Private schools’ staff work on holiday to get new admissions
It seems many private schools authorities are making hay while the sun shines. With their counterparts in government schools pre-occupied in Sikhya Kranti activities, the private schools are trying to enrol as many as students as possible during the new academic year.
Even though Tuesday was declared a public holiday, heads and teachers of some private schools continued to call residents to impress upon them to get their wards admitted to their private schools. Recent announcement of Class VIII results by the Punjab School Education Board is further proving helpful for private schools in alluring students for Class IX to their institutes.
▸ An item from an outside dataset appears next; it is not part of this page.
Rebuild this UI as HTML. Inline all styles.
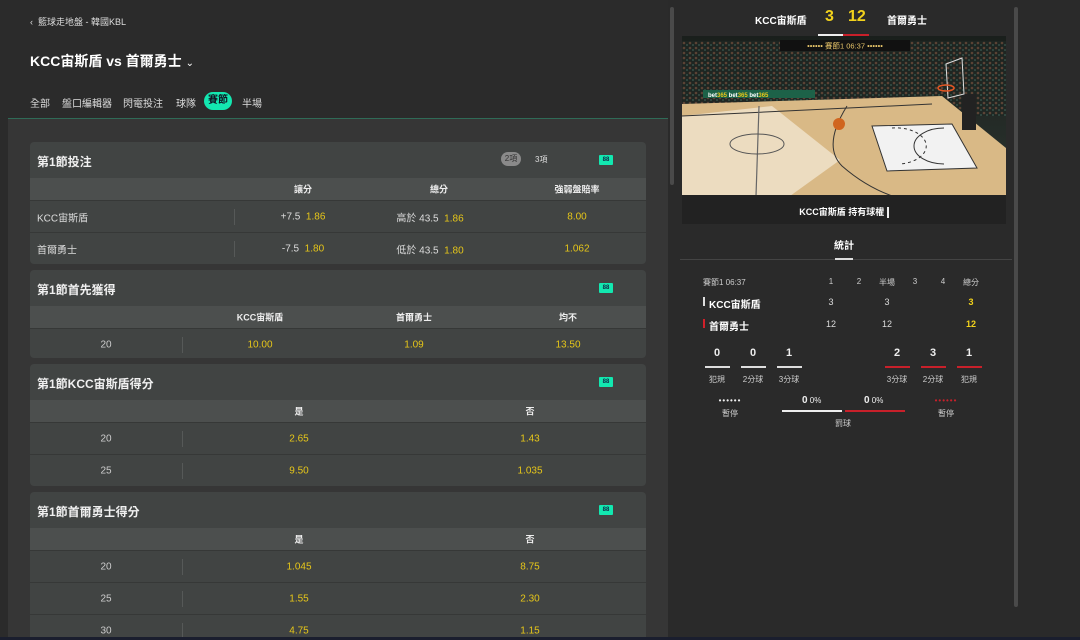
<!DOCTYPE html>
<html style="width:1080px;height:640px;overflow:hidden"><head><meta charset="utf-8"><style>
*{margin:0;padding:0;box-sizing:border-box}
body{width:1080px;height:640px;overflow:hidden;background:#2a2a2a;font-family:"Liberation Sans","Noto Sans CJK TC",sans-serif;color:#ddd;position:relative;font-size:10px}
.a{position:absolute}
.y{color:#e6c619}
.card{position:absolute;left:30px;width:616px;background:#414443;border-radius:4px;overflow:hidden}
.ch{height:36px;font-size:12px;font-weight:bold;color:#f0f0f0;padding:11px 0 0 7px;position:relative}
.bb{position:absolute;right:33px;top:13px;width:14px;height:10px;background:#12e8b0;border-radius:1px;font-size:6px;color:#124;text-align:center;line-height:10px;font-weight:bold}
.hr{height:22px;background:#4c4f4e;position:relative;font-weight:bold;color:#eee;font-size:9px}
.row{height:32px;border-top:1px solid #363837;position:relative;font-size:10px}
.hr span,.row span{position:absolute;top:50%;transform:translate(-50%,-50%);white-space:nowrap}
.sep{position:absolute;top:8px;height:16px;width:1px;background:#565958}
</style></head><body>
<div class="a" style="left:0;top:0;width:668px;height:640px;background:#2b2b2b"></div>
<div class="a" style="left:30px;top:15px;font-size:9px;color:#ddd">‹&nbsp; 籃球走地盤 - 韓國KBL</div>
<div class="a" style="left:30px;top:51px;font-size:14px;font-weight:bold;color:#fff">KCC宙斯盾 vs 首爾勇士 <span style="font-size:10px;font-weight:normal">⌄</span></div>
<div class="a" style="left:30px;top:95px;font-size:10px;color:#ddd">全部</div>
<div class="a" style="left:62px;top:95px;font-size:10px;color:#ddd">盤口編輯器</div>
<div class="a" style="left:123px;top:95px;font-size:10px;color:#ddd">閃電投注</div>
<div class="a" style="left:176px;top:95px;font-size:10px;color:#ddd">球隊</div>
<div class="a" style="left:204px;top:92px;width:28px;height:18px;border-radius:9px;background:#13e7b0;color:#112;font-size:10px;text-align:center;line-height:18px;font-weight:bold">賽節</div>
<div class="a" style="left:242px;top:95px;font-size:10px;color:#ddd">半場</div>
<div class="a" style="left:8px;top:118px;width:660px;height:522px;background:#363636;border-top:1px solid #2f6b57"></div>

<div class="card" style="top:142px;height:122px">
<div class="ch">第1節投注<div class="a" style="left:471px;top:10px;width:20px;height:14px;border-radius:7px;background:#8a8a8a;font-size:8px;text-align:center;line-height:14px;font-weight:normal;color:#333">2項</div><div class="a" style="left:505px;top:12px;font-size:8px;font-weight:normal;color:#ddd">3項</div><div class="bb">88</div></div>
<div class="hr"><span style="left:273px">讓分</span><span style="left:409px">總分</span><span style="left:547px">強弱盤賠率</span></div>
<div class="row"><span style="left:7px;transform:translate(0,-50%)">KCC宙斯盾</span><div class="sep" style="left:204px"></div><span style="left:273px">+7.5 &nbsp;<b class="y" style="font-weight:normal">1.86</b></span><span style="left:400px">高於 43.5 &nbsp;<b class="y" style="font-weight:normal">1.86</b></span><span class="y" style="left:547px">8.00</span></div>
<div class="row"><span style="left:7px;transform:translate(0,-50%)">首爾勇士</span><div class="sep" style="left:204px"></div><span style="left:273px">-7.5 &nbsp;<b class="y" style="font-weight:normal">1.80</b></span><span style="left:400px">低於 43.5 &nbsp;<b class="y" style="font-weight:normal">1.80</b></span><span class="y" style="left:547px">1.062</span></div>
</div>

<div class="card" style="top:270px;height:88px">
<div class="ch">第1節首先獲得<div class="bb">88</div></div>
<div class="hr"><span style="left:230px">KCC宙斯盾</span><span style="left:384px">首爾勇士</span><span style="left:538px">均不</span></div>
<div class="row"><span style="left:76px;color:#ccc">20</span><div class="sep" style="left:152px"></div><span class="y" style="left:230px">10.00</span><span class="y" style="left:384px">1.09</span><span class="y" style="left:538px">13.50</span></div>
</div>

<div class="card" style="top:364px;height:122px">
<div class="ch">第1節KCC宙斯盾得分<div class="bb">88</div></div>
<div class="hr"><span style="left:269px">是</span><span style="left:500px">否</span></div>
<div class="row"><span style="left:76px;color:#ccc">20</span><div class="sep" style="left:152px"></div><span class="y" style="left:269px">2.65</span><span class="y" style="left:500px">1.43</span></div>
<div class="row"><span style="left:76px;color:#ccc">25</span><div class="sep" style="left:152px"></div><span class="y" style="left:269px">9.50</span><span class="y" style="left:500px">1.035</span></div>
</div>

<div class="card" style="top:492px;height:148px;border-radius:4px 4px 0 0">
<div class="ch">第1節首爾勇士得分<div class="bb">88</div></div>
<div class="hr"><span style="left:269px">是</span><span style="left:500px">否</span></div>
<div class="row"><span style="left:76px;color:#ccc">20</span><div class="sep" style="left:152px"></div><span class="y" style="left:269px">1.045</span><span class="y" style="left:500px">8.75</span></div>
<div class="row"><span style="left:76px;color:#ccc">25</span><div class="sep" style="left:152px"></div><span class="y" style="left:269px">1.55</span><span class="y" style="left:500px">2.30</span></div>
<div class="row"><span style="left:76px;color:#ccc">30</span><div class="sep" style="left:152px"></div><span class="y" style="left:269px">4.75</span><span class="y" style="left:500px">1.15</span></div>
</div>

<div class="a" style="left:668px;top:0;width:12px;height:640px;background:#2a2a2a"></div>
<div class="a" style="left:670px;top:7px;width:4px;height:178px;background:#4a4a4a;border-radius:2px"></div>
<div class="a" style="left:1014px;top:7px;width:4px;height:600px;background:#4a4a4a;border-radius:2px"></div>
<div class="a" style="left:1020px;top:0;width:60px;height:640px;background:#2a2a2a"></div>
<div class="a" style="left:0;top:637px;width:1080px;height:3px;background:#1a1e2e"></div>

<div class="a" style="left:755px;top:12px;font-size:10px;font-weight:bold;color:#fff">KCC宙斯盾</div>
<div class="a" style="left:825px;top:8px;font-size:16px;font-weight:bold;color:#f2d21c">3</div>
<div class="a" style="left:848px;top:8px;font-size:16px;font-weight:bold;color:#f2d21c">12</div>
<div class="a" style="left:887px;top:12px;font-size:10px;font-weight:bold;color:#fff">首爾勇士</div>
<div class="a" style="left:818px;top:34px;width:25px;height:2px;background:#eee"></div>
<div class="a" style="left:843px;top:34px;width:26px;height:2px;background:#c8202a"></div>
<svg class="a" style="left:682px;top:36px" width="324" height="160" viewBox="0 0 324 160">
<defs><linearGradient id="cr" x1="0" y1="0" x2="0" y2="1"><stop offset="0" stop-color="#1a1f1c"/><stop offset="1" stop-color="#2c3530"/></linearGradient>
<pattern id="pp" width="6" height="5" patternUnits="userSpaceOnUse"><rect width="6" height="5" fill="#1e2622"/><circle cx="2" cy="2" r="1.3" fill="#6a4a3a"/><circle cx="5" cy="4" r="1" fill="#3a5a50"/></pattern></defs>
<rect width="324" height="160" fill="url(#cr)"/>
<rect y="5" width="324" height="75" fill="url(#pp)" opacity="0.8"/>
<polygon points="0,68 260,60 324,112 324,160 0,160" fill="#d9b986"/>
<polygon points="0,80 90,70 158,124 108,160 0,160" fill="#ecdcc0"/>
<rect x="21" y="54" width="112" height="8" fill="#1d6248"/>
<text x="26" y="61" font-size="6" fill="#fff" font-weight="bold" font-family="Liberation Sans">bet<tspan fill="#e6c619">365</tspan>   bet<tspan fill="#e6c619">365</tspan>   bet<tspan fill="#e6c619">365</tspan></text>
<line x1="0" y1="80" x2="250" y2="68" stroke="#333" stroke-width="1"/>
<line x1="77" y1="70" x2="74" y2="160" stroke="#666" stroke-width="1.2"/>
<ellipse cx="75" cy="108" rx="27" ry="10" fill="none" stroke="#555" stroke-width="1"/>
<path d="M165 70 Q140 110 160 130 Q200 165 250 168" fill="none" stroke="#333" stroke-width="1"/>
<polygon points="190,90 270,88 295,132 205,135" fill="#f2f2f2" stroke="#333"/>
<path d="M210 92 A20 12 0 0 1 218 128" fill="none" stroke="#333" stroke-dasharray="3 3"/>
<path d="M262 92 A20 12 0 0 0 262 128" fill="none" stroke="#333"/>
<rect x="280" y="58" width="14" height="36" fill="#222"/>
<polygon points="264,28 280,22 282,58 266,62" fill="none" stroke="#ddd"/>
<ellipse cx="264" cy="52" rx="8" ry="3" fill="none" stroke="#e25522" stroke-width="1.5"/>
<circle cx="157" cy="88" r="6" fill="#d0651f"/>
<rect x="98" y="4" width="130" height="11" fill="#111"/>
<text x="163" y="12.5" font-size="7.5" fill="#e8c56a" text-anchor="middle" font-family="Liberation Sans,Noto Sans CJK TC">•••••• 賽節1 06:37 ••••••</text>
</svg>
<div class="a" style="left:682px;top:195px;width:324px;height:29px;background:#222"></div>
<div class="a" style="left:682px;top:205px;width:324px;text-align:center;font-size:9px;font-weight:bold;color:#fff">KCC宙斯盾 持有球權 <span style="display:inline-block;width:2px;height:11px;background:#eee;vertical-align:middle"></span></div>
<div class="a" style="left:834px;top:237px;font-size:10px;font-weight:bold;color:#fff">統計</div>
<div class="a" style="left:680px;top:259px;width:332px;height:1px;background:#444"></div>
<div class="a" style="left:835px;top:258px;width:18px;height:2px;background:#ddd"></div>

<div class="a" style="left:703px;top:277px;font-size:8px;color:#ccc">賽節1 06:37</div>
<div style="font-size:8px;color:#ccc">
<div class="a" style="left:831px;top:277px;transform:translateX(-50%)">1</div>
<div class="a" style="left:859px;top:277px;transform:translateX(-50%)">2</div>
<div class="a" style="left:887px;top:277px;transform:translateX(-50%)">半場</div>
<div class="a" style="left:915px;top:277px;transform:translateX(-50%)">3</div>
<div class="a" style="left:943px;top:277px;transform:translateX(-50%)">4</div>
<div class="a" style="left:971px;top:277px;transform:translateX(-50%)">總分</div>
</div>
<div class="a" style="left:703px;top:297px;width:2px;height:9px;background:#ddd"></div>
<div class="a" style="left:709px;top:296px;font-size:10px;font-weight:bold;color:#fff">KCC宙斯盾</div>
<div class="a" style="left:703px;top:319px;width:2px;height:9px;background:#d0202a"></div>
<div class="a" style="left:709px;top:318px;font-size:10px;font-weight:bold;color:#fff">首爾勇士</div>
<div style="font-size:9px;color:#ddd">
<div class="a" style="left:831px;top:297px;transform:translateX(-50%)">3</div>
<div class="a" style="left:887px;top:297px;transform:translateX(-50%)">3</div>
<div class="a" style="left:971px;top:297px;transform:translateX(-50%);color:#f2d21c;font-weight:bold">3</div>
<div class="a" style="left:831px;top:319px;transform:translateX(-50%)">12</div>
<div class="a" style="left:887px;top:319px;transform:translateX(-50%)">12</div>
<div class="a" style="left:971px;top:319px;transform:translateX(-50%);color:#f2d21c;font-weight:bold">12</div>
</div>

<div style="font-size:11px;font-weight:bold;color:#eee">
<div class="a" style="left:717px;top:347px;transform:translateX(-50%)">0</div>
<div class="a" style="left:753px;top:347px;transform:translateX(-50%)">0</div>
<div class="a" style="left:789px;top:347px;transform:translateX(-50%)">1</div>
<div class="a" style="left:897px;top:347px;transform:translateX(-50%)">2</div>
<div class="a" style="left:933px;top:347px;transform:translateX(-50%)">3</div>
<div class="a" style="left:969px;top:347px;transform:translateX(-50%)">1</div>
</div>
<div class="a" style="left:705px;top:366px;width:25px;height:2px;background:#ddd"></div>
<div class="a" style="left:741px;top:366px;width:25px;height:2px;background:#ddd"></div>
<div class="a" style="left:777px;top:366px;width:25px;height:2px;background:#ddd"></div>
<div class="a" style="left:885px;top:366px;width:25px;height:2px;background:#c8202a"></div>
<div class="a" style="left:921px;top:366px;width:25px;height:2px;background:#c8202a"></div>
<div class="a" style="left:957px;top:366px;width:25px;height:2px;background:#c8202a"></div>
<div style="font-size:8px;color:#ccc">
<div class="a" style="left:717px;top:374px;transform:translateX(-50%)">犯規</div>
<div class="a" style="left:753px;top:374px;transform:translateX(-50%)">2分球</div>
<div class="a" style="left:789px;top:374px;transform:translateX(-50%)">3分球</div>
<div class="a" style="left:897px;top:374px;transform:translateX(-50%)">3分球</div>
<div class="a" style="left:933px;top:374px;transform:translateX(-50%)">2分球</div>
<div class="a" style="left:969px;top:374px;transform:translateX(-50%)">犯規</div>
<div class="a" style="left:730px;top:396px;transform:translateX(-50%);color:#eee;font-size:8px;letter-spacing:1px">••••••</div>
<div class="a" style="left:730px;top:408px;transform:translateX(-50%)">暫停</div>
<div class="a" style="left:946px;top:396px;transform:translateX(-50%);color:#c8202a;font-size:8px;letter-spacing:1px">••••••</div>
<div class="a" style="left:946px;top:408px;transform:translateX(-50%)">暫停</div>
<div class="a" style="left:802px;top:395px;color:#eee"><b style="font-size:10px">0</b> 0%</div>
<div class="a" style="left:864px;top:395px;color:#eee"><b style="font-size:10px">0</b> 0%</div>
<div class="a" style="left:843px;top:418px;transform:translateX(-50%)">罰球</div>
</div>
<div class="a" style="left:782px;top:410px;width:60px;height:2px;background:#eee"></div>
<div class="a" style="left:845px;top:410px;width:60px;height:2px;background:#c8202a"></div>
</body></html>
However, Aam Aadmi Party legislators Jaswant Singh Gajjanmajra and Mohammad Jamil-ur-Rahman have claimed that residents of all three subdivisions of Malerkotla district were enthusiastic to shift their wards from private institutes to government schools in general and Schools of Eminence in particular after they were invited to functions being held to inaugurate various projects undertaken at 162 government schools.
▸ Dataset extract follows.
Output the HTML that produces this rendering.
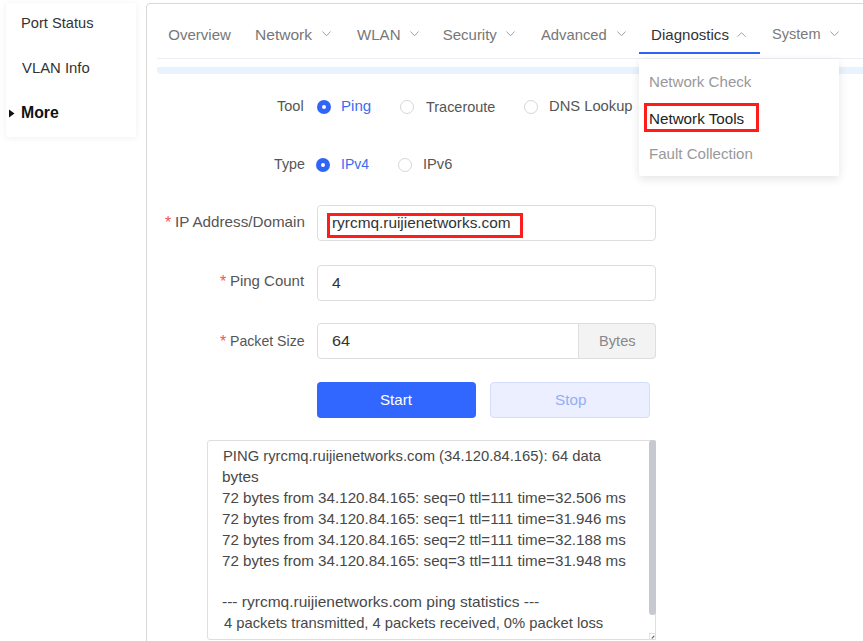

Gajjanmajra and Rahman further said that projects worth lakhs had been undertaken at almost all 98 primary and high schools falling under Amargarh segment and 64 schools of Malerkotla subdivision. The AAP legislators said the state government led by Chief Minister Bhagwant Mann was poised to provide facilities at all government schools on a par with their private counterparts, so that wards of poor and middle class families can have access to quality education near his or her home.
They said it was for the first time that the government had earmarked 12 per cent of the budget for education and teachers were being updated on the latest in their fields by spending lakhs on their visits to foreign countries.
Ahmedgarh and Malerkotla SDM Harbans Singh said the authorities at various government schools had already been sensitised about undertaking administrative, academic and promotional works in such a manner that students or their parents are attended to properly even when a function is taking place at their venues.
On the other hand, headmasters and principals of private and private-aided schools of local towns and surrounding villages said preoccupation of authorities at government schools had given their staff a chance to bring more students to their institutes and persuade their old students to not to get allured by short-term propaganda. “When it comes to the question of survival, everybody will try to strike the iron when it is hot,” argued a principal who claimed that a substantial number of old students of government schools had approached himm for admission in Class IX.